SET EXERCISE
Copy the data exactly; pictures stay out of the copy.

DATA LINES
--- --- ---

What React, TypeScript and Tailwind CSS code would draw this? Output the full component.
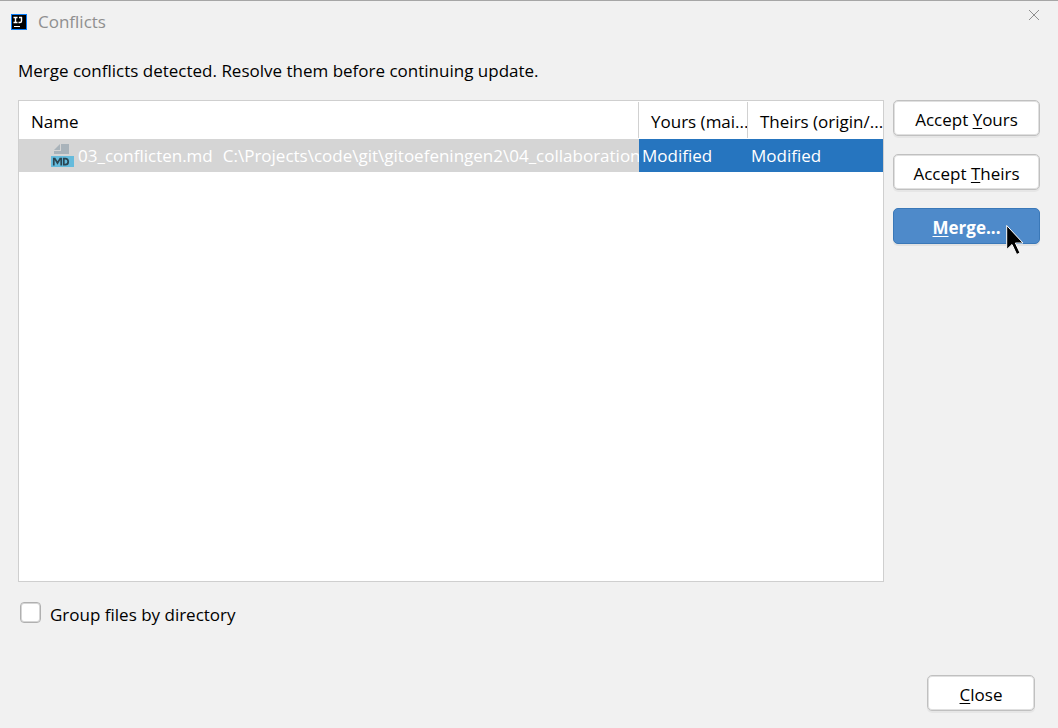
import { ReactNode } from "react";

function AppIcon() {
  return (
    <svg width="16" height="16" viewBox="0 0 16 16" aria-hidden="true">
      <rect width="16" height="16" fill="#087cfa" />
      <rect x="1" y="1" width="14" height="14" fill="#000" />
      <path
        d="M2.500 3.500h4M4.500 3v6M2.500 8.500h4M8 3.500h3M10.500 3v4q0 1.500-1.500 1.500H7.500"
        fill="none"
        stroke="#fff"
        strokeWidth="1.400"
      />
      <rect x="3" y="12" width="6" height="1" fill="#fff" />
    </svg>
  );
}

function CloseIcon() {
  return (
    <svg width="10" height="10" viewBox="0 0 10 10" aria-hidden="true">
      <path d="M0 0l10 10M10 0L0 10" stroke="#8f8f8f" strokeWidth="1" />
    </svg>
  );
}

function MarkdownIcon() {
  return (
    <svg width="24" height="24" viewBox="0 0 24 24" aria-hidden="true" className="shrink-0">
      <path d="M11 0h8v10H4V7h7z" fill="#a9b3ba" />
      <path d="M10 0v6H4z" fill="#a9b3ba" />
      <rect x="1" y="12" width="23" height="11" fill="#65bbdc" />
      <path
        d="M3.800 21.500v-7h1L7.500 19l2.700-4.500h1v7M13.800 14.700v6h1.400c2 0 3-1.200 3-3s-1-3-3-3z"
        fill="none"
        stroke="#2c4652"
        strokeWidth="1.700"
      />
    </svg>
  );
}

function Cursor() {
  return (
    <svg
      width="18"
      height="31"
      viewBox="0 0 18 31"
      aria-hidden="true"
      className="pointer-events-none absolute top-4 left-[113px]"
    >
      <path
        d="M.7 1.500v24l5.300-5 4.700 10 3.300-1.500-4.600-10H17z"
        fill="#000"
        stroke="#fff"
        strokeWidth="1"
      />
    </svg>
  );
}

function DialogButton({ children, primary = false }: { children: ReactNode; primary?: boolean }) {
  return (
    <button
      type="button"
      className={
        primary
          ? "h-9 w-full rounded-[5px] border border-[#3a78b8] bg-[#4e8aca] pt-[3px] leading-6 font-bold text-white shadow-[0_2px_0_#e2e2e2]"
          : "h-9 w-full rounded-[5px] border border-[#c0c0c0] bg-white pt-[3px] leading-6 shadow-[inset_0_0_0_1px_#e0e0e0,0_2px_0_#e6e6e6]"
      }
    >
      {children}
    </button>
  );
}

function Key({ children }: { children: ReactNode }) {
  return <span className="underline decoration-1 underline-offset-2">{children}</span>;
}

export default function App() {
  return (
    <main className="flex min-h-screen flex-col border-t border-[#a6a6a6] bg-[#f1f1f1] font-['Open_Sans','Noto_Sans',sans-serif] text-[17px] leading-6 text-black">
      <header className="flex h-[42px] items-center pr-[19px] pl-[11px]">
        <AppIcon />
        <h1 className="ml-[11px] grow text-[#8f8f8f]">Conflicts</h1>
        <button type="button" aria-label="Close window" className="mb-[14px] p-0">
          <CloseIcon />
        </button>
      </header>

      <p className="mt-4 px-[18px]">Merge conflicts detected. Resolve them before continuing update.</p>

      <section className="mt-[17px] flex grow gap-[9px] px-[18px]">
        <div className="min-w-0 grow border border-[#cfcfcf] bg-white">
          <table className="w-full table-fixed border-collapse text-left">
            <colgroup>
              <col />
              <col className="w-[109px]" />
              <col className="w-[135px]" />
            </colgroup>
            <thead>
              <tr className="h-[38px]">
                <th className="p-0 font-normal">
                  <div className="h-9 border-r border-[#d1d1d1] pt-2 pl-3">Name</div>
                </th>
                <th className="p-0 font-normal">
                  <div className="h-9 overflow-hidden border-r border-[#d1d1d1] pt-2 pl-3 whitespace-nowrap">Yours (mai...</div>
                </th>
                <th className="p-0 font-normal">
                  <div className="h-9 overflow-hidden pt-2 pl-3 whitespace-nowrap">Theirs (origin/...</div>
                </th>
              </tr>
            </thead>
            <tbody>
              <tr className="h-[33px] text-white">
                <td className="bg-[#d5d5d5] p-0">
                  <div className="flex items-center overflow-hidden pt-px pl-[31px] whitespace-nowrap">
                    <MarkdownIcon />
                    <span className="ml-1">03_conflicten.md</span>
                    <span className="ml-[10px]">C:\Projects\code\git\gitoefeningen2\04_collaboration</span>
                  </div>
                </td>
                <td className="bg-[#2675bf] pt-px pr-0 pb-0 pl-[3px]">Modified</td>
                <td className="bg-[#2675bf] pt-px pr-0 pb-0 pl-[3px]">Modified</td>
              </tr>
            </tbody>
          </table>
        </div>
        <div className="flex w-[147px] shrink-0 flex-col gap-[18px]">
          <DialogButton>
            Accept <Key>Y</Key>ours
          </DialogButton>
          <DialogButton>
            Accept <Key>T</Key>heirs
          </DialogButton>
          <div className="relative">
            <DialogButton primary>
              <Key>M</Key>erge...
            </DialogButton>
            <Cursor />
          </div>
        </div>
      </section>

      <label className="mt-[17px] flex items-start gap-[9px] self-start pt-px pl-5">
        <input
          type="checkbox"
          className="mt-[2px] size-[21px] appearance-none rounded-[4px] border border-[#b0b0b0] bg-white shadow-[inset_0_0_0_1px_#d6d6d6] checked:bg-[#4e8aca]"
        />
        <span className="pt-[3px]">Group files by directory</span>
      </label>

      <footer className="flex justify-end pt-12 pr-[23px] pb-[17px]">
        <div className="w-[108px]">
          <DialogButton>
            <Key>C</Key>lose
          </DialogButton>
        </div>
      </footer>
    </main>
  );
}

--- --- ---

TASK OUTPUT
What React, TypeScript and Tailwind CSS code would draw this? Output the full component.
import { ReactNode } from "react";

function AppIcon() {
  return (
    <svg width="16" height="16" viewBox="0 0 16 16" aria-hidden="true">
      <rect width="16" height="16" fill="#087cfa" />
      <rect x="1" y="1" width="14" height="14" fill="#000" />
      <path
        d="M2.500 3.500h4M4.500 3v6M2.500 8.500h4M8 3.500h3M10.500 3v4q0 1.500-1.500 1.500H7.500"
        fill="none"
        stroke="#fff"
        strokeWidth="1.400"
      />
      <rect x="3" y="12" width="6" height="1" fill="#fff" />
    </svg>
  );
}

function CloseIcon() {
  return (
    <svg width="10" height="10" viewBox="0 0 10 10" aria-hidden="true">
      <path d="M0 0l10 10M10 0L0 10" stroke="#8f8f8f" strokeWidth="1" />
    </svg>
  );
}

function MarkdownIcon() {
  return (
    <svg width="24" height="24" viewBox="0 0 24 24" aria-hidden="true" className="shrink-0">
      <path d="M11 0h8v10H4V7h7z" fill="#a9b3ba" />
      <path d="M10 0v6H4z" fill="#a9b3ba" />
      <rect x="1" y="12" width="23" height="11" fill="#65bbdc" />
      <path
        d="M3.800 21.500v-7h1L7.500 19l2.700-4.500h1v7M13.800 14.700v6h1.400c2 0 3-1.200 3-3s-1-3-3-3z"
        fill="none"
        stroke="#2c4652"
        strokeWidth="1.700"
      />
    </svg>
  );
}

function Cursor() {
  return (
    <svg
      width="18"
      height="31"
      viewBox="0 0 18 31"
      aria-hidden="true"
      className="pointer-events-none absolute top-4 left-[113px]"
    >
      <path
        d="M.7 1.500v24l5.300-5 4.700 10 3.300-1.500-4.600-10H17z"
        fill="#000"
        stroke="#fff"
        strokeWidth="1"
      />
    </svg>
  );
}

function DialogButton({ children, primary = false }: { children: ReactNode; primary?: boolean }) {
  return (
    <button
      type="button"
      className={
        primary
          ? "h-9 w-full rounded-[5px] border border-[#3a78b8] bg-[#4e8aca] pt-[3px] leading-6 font-bold text-white shadow-[0_2px_0_#e2e2e2]"
          : "h-9 w-full rounded-[5px] border border-[#c0c0c0] bg-white pt-[3px] leading-6 shadow-[inset_0_0_0_1px_#e0e0e0,0_2px_0_#e6e6e6]"
      }
    >
      {children}
    </button>
  );
}

function Key({ children }: { children: ReactNode }) {
  return <span className="underline decoration-1 underline-offset-2">{children}</span>;
}

export default function App() {
  return (
    <main className="flex min-h-screen flex-col border-t border-[#a6a6a6] bg-[#f1f1f1] font-['Open_Sans','Noto_Sans',sans-serif] text-[17px] leading-6 text-black">
      <header className="flex h-[42px] items-center pr-[19px] pl-[11px]">
        <AppIcon />
        <h1 className="ml-[11px] grow text-[#8f8f8f]">Conflicts</h1>
        <button type="button" aria-label="Close window" className="mb-[14px] p-0">
          <CloseIcon />
        </button>
      </header>

      <p className="mt-4 px-[18px]">Merge conflicts detected. Resolve them before continuing update.</p>

      <section className="mt-[17px] flex grow gap-[9px] px-[18px]">
        <div className="min-w-0 grow border border-[#cfcfcf] bg-white">
          <table className="w-full table-fixed border-collapse text-left">
            <colgroup>
              <col />
              <col className="w-[109px]" />
              <col className="w-[135px]" />
            </colgroup>
            <thead>
              <tr className="h-[38px]">
                <th className="p-0 font-normal">
                  <div className="h-9 border-r border-[#d1d1d1] pt-2 pl-3">Name</div>
                </th>
                <th className="p-0 font-normal">
                  <div className="h-9 overflow-hidden border-r border-[#d1d1d1] pt-2 pl-3 whitespace-nowrap">Yours (mai...</div>
                </th>
                <th className="p-0 font-normal">
                  <div className="h-9 overflow-hidden pt-2 pl-3 whitespace-nowrap">Theirs (origin/...</div>
                </th>
              </tr>
            </thead>
            <tbody>
              <tr className="h-[33px] text-white">
                <td className="bg-[#d5d5d5] p-0">
                  <div className="flex items-center overflow-hidden pt-px pl-[31px] whitespace-nowrap">
                    <MarkdownIcon />
                    <span className="ml-1">03_conflicten.md</span>
                    <span className="ml-[10px]">C:\Projects\code\git\gitoefeningen2\04_collaboration</span>
                  </div>
                </td>
                <td className="bg-[#2675bf] pt-px pr-0 pb-0 pl-[3px]">Modified</td>
                <td className="bg-[#2675bf] pt-px pr-0 pb-0 pl-[3px]">Modified</td>
              </tr>
            </tbody>
          </table>
        </div>
        <div className="flex w-[147px] shrink-0 flex-col gap-[18px]">
          <DialogButton>
            Accept <Key>Y</Key>ours
          </DialogButton>
          <DialogButton>
            Accept <Key>T</Key>heirs
          </DialogButton>
          <div className="relative">
            <DialogButton primary>
              <Key>M</Key>erge...
            </DialogButton>
            <Cursor />
          </div>
        </div>
      </section>

      <label className="mt-[17px] flex items-start gap-[9px] self-start pt-px pl-5">
        <input
          type="checkbox"
          className="mt-[2px] size-[21px] appearance-none rounded-[4px] border border-[#b0b0b0] bg-white shadow-[inset_0_0_0_1px_#d6d6d6] checked:bg-[#4e8aca]"
        />
        <span className="pt-[3px]">Group files by directory</span>
      </label>

      <footer className="flex justify-end pt-12 pr-[23px] pb-[17px]">
        <div className="w-[108px]">
          <DialogButton>
            <Key>C</Key>lose
          </DialogButton>
        </div>
      </footer>
    </main>
  );
}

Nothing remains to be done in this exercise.